Bannon concentrated on a succession of EOs that would move the new administration forward without having to wade through Congress. That focus was countermanded by Priebus, who was cultivating the Trump-Ryan romance and the Republican agenda, which in turn was countermanded by Kushner, who was concentrating on presidential bonhomie and CEO roundtables, not least because he knew how much the president liked them (and, as Bannon pointed out, because Kushner himself liked them). And instead of facing the inherent conflicts in each strategy, the three men recognized that the conflicts were largely irresolvable and avoided facing that fact by avoiding each other.

Each man had, in his own astute fashion, found his own way to appeal to the president and to communicate with him. Bannon offered a rousing fuck-you show of force; Priebus offered flattery from the congressional leadership; Kushner offered the approval of blue-chip businessmen. So strong were these particular appeals that the president typically preferred not to distinguish among them.
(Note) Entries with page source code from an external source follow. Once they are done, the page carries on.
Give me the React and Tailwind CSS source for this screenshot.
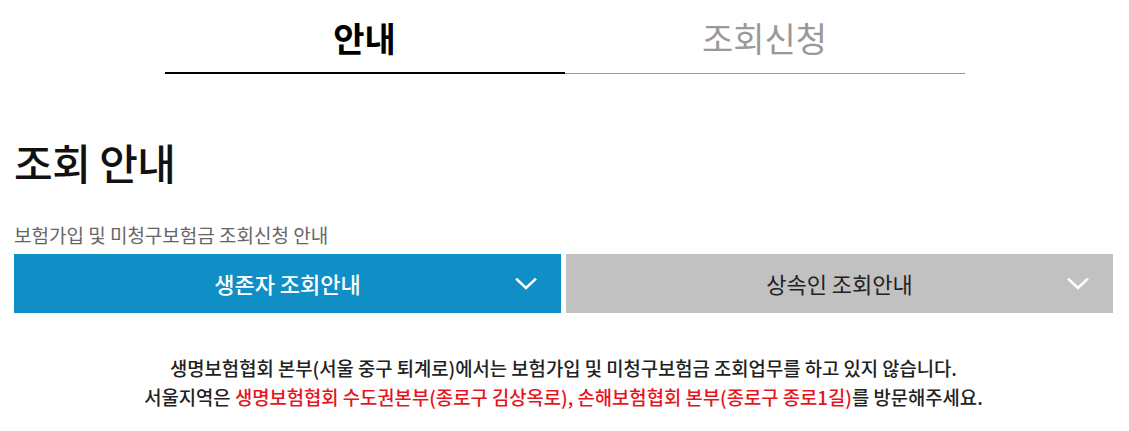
import React from "react";

function Chevron() {
  return (
    <svg width="22" height="14" viewBox="0 0 22 14" fill="none" className="shrink-0">
      <path d="M2 2.5 L11 11 L20 2.5" stroke="white" strokeWidth="2.6" strokeLinecap="square" />
    </svg>
  );
}

export default function App() {
  return (
    <div className="bg-white w-[1129px] h-[431px] overflow-hidden" style={{ fontFamily: '"Noto Sans CJK KR", "Noto Sans", sans-serif' }}>
      <div className="w-[800px] mx-auto flex">
        <div className="flex-1 h-[74px] flex items-center justify-center border-b-2 border-black text-[34px] font-bold text-black pt-[2px]">
          안내
        </div>
        <div className="flex-1 h-[74px] flex items-center justify-center border-b border-[#999] text-[34px] text-[#999] pt-[2px]">
          조회신청
        </div>
      </div>

      <div className="pl-[14px] pr-[16px]">
        <h1 className="mt-[60px] text-[42px] font-medium leading-[56px] text-[#111] tracking-[-0.5px]">조회 안내</h1>
        <p className="mt-[33px] text-[19px] leading-[24px] text-[#666]">보험가입 및 미청구보험금 조회신청 안내</p>
        <div className="mt-[7px] grid grid-cols-2 gap-[5px]">
          <div className="h-[59px] bg-[#0f8fc5] relative flex items-center justify-center">
            <span className="text-[22px] font-medium text-white">생존자 조회안내</span>
            <span className="absolute right-[24px] top-1/2 -translate-y-1/2 flex"><Chevron /></span>
          </div>
          <div className="h-[59px] bg-[#c1c1c1] relative flex items-center justify-center">
            <span className="text-[22px] text-[#222]">상속인 조회안내</span>
            <span className="absolute right-[24px] top-1/2 -translate-y-1/2 flex"><Chevron /></span>
          </div>
        </div>
        <div className="mt-[40px] text-center text-[18.8px] leading-[29px] font-medium text-[#222]">
          <p>생명보험협회 본부(서울 중구 퇴계로)에서는 보험가입 및 미청구보험금 조회업무를 하고 있지 않습니다.</p>
          <p>
            서울지역은 <span className="text-[#e5141d]">생명보험협회 수도권본부(종로구 김상옥로), 손해보험협회 본부(종로구 종로1길)</span>를 방문해주세요.
          </p>
        </div>
      </div>
    </div>
  );
}
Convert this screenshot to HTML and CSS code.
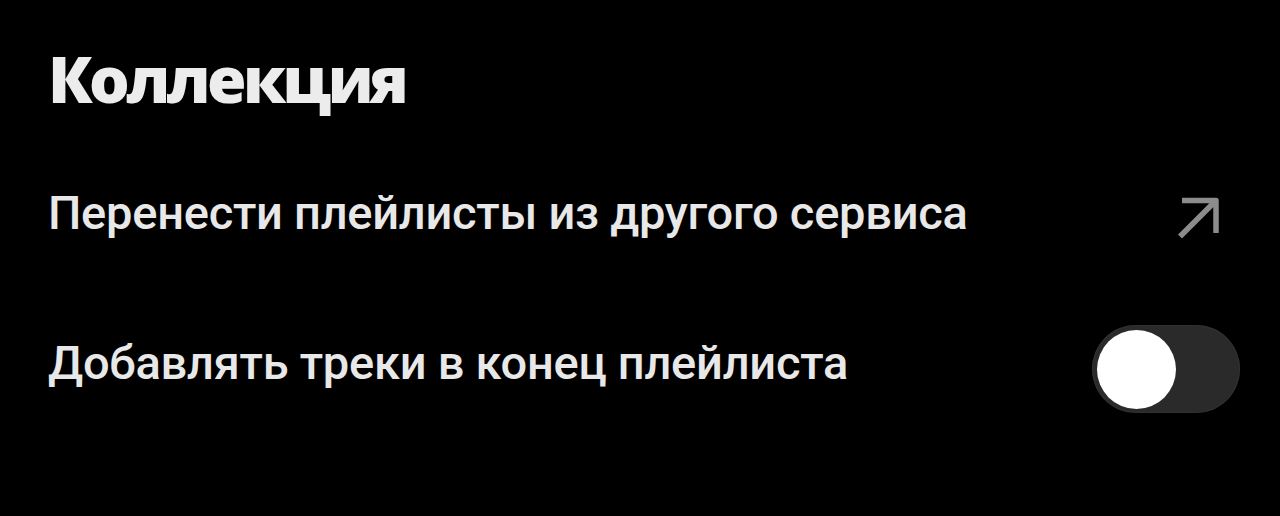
FILE: index.html
```html
<!DOCTYPE html>
<html lang="ru">
<head>
<meta charset="utf-8">
<title>Коллекция</title>
<link rel="stylesheet" href="styles.css">
</head>
<body>
<main class="settings">
  <h1 class="settings__title">Коллекция</h1>
  <div class="settings__row">
    <span class="settings__label">Перенести плейлисты из другого сервиса</span>
    <svg class="settings__arrow" width="46" height="44" viewBox="0 0 46 44" aria-hidden="true">
      <path d="M4 41.5 L40 5.5 M6 5.5 H40 V38" fill="none" stroke="#8c8c8c" stroke-width="5.5" stroke-linejoin="round" stroke-linecap="butt"/>
    </svg>
  </div>
  <div class="settings__row settings__row--switch">
    <span class="settings__label settings__label--raised">Добавлять треки в конец плейлиста</span>
    <span class="toggle"><span class="toggle__knob"></span></span>
  </div>
</main>
</body>
</html>
```
FILE: styles.css
```css
html, body {
  margin: 0;
  background: #000;
}

.settings {
  width: 1280px;
  height: 516px;
  box-sizing: border-box;
  padding: 39px 40px 0 48px;
  color: #e8e8e8;
  font-family: "Open Sans", "Noto Sans", sans-serif;
}

.settings__title {
  margin: 0 0 34px;
  font-size: 64px;
  font-weight: 800;
  line-height: 80px;
  letter-spacing: -3.6px;
  color: #ececec;
}

.settings__row {
  display: flex;
  align-items: center;
  justify-content: space-between;
  height: 120px;
}

.settings__row--switch {
  height: 88px;
  margin-top: 52px;
}

.settings__label {
  font-family: Roboto, "Open Sans", sans-serif;
  font-size: 47px;
  font-weight: 500;
  line-height: 64px;
  letter-spacing: -0.25px;
}

.settings__label--raised {
  padding-bottom: 13px;
}

.settings__arrow {
  overflow: visible;
  margin: 7px 18px 0 0;
}

.toggle {
  display: flex;
  align-items: center;
  width: 148px;
  height: 88px;
  box-sizing: border-box;
  padding: 0 5px;
  border-radius: 44px;
  background: #2a2a2b;
  box-shadow: inset 0 0 0 1px #313132;
}

.toggle__knob {
  width: 79px;
  height: 79px;
  border-radius: 50%;
  background: #fff;
}
```
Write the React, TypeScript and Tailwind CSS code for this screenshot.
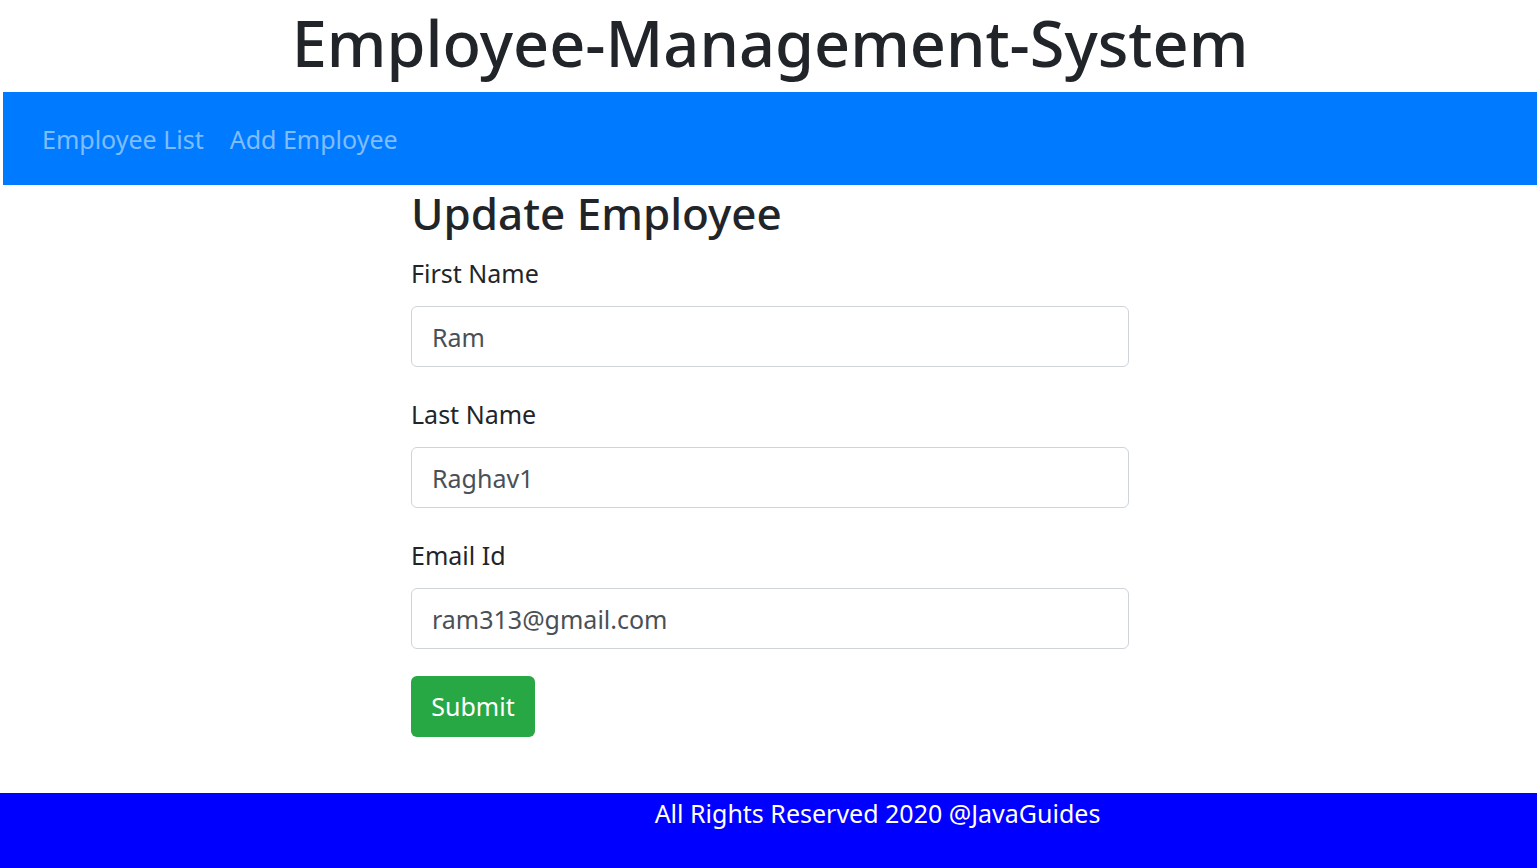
export default function App() {
  return (
    <div className="min-h-[868px] bg-white text-[#212529] font-['Noto_Sans',sans-serif] flex flex-col">
      {/* Page title */}
      <h1 className="h-[92px] ml-[3px] pb-[8px] flex items-center justify-center text-[63px] font-medium leading-none text-[#212529]">
        Employee-Management-System
      </h1>

      {/* Navbar */}
      <nav className="h-[93px] ml-[3px] bg-[#007bff] flex items-center px-[26px] pt-[2px]">
        <a href="#" className="px-[13px] text-[25px] text-white/50">Employee List</a>
        <a href="#" className="px-[13px] text-[25px] text-white/50">Add Employee</a>
      </nav>

      {/* Update form */}
      <main className="ml-[3px] flex justify-center">
        <div className="w-[718px]">
          <h2 className="h-[56px] mb-[12px] text-[44px] font-medium leading-[56px]">Update Employee</h2>
          <form onSubmit={(e) => e.preventDefault()}>
            <div className="mb-[27px]">
              <label className="block h-[40px] mb-[13px] text-[25px] leading-[40px]">First Name</label>
              <input
                defaultValue="Ram"
                className="block w-full h-[61px] px-[20px] text-[25px] text-[#495057] border border-[#ced4da] rounded-[6px] outline-none"
              />
            </div>
            <div className="mb-[27px]">
              <label className="block h-[40px] mb-[13px] text-[25px] leading-[40px]">Last Name</label>
              <input
                defaultValue="Raghav1"
                className="block w-full h-[61px] px-[20px] text-[25px] text-[#495057] border border-[#ced4da] rounded-[6px] outline-none"
              />
            </div>
            <div className="mb-[27px]">
              <label className="block h-[40px] mb-[13px] text-[25px] leading-[40px]">Email Id</label>
              <input
                defaultValue="ram313@gmail.com"
                className="block w-full h-[61px] px-[20px] text-[25px] text-[#495057] border border-[#ced4da] rounded-[6px] outline-none"
              />
            </div>
            <button
              type="submit"
              className="h-[61px] w-[124px] bg-[#28a745] text-white text-[25px] rounded-[6px]"
            >
              Submit
            </button>
          </form>
        </div>
      </main>

      {/* Footer */}
      <footer className="mt-[56px] h-[76px] bg-[#0000ff] flex justify-center pl-[218px]">
        <span className="text-white text-[25px] leading-[40px]">All Rights Reserved 2020 @JavaGuides</span>
      </footer>
    </div>
  );
}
They were all exactly what he wanted from the presidency, and he didn’t understand why he couldn’t have them all. He wanted to break things, he wanted a Republican Congress to give him bills to sign, and he wanted the love and respect of New York machers and socialites. Some inside the White House perceived that Bannon’s EOs were meant to be a workaround in response to Priebus’s courtship of the party, and that Kushner’s CEOs were appalled by Bannon’s EOs and resistant to much of the Republican agenda. But if the president understood this, it did not particularly trouble him.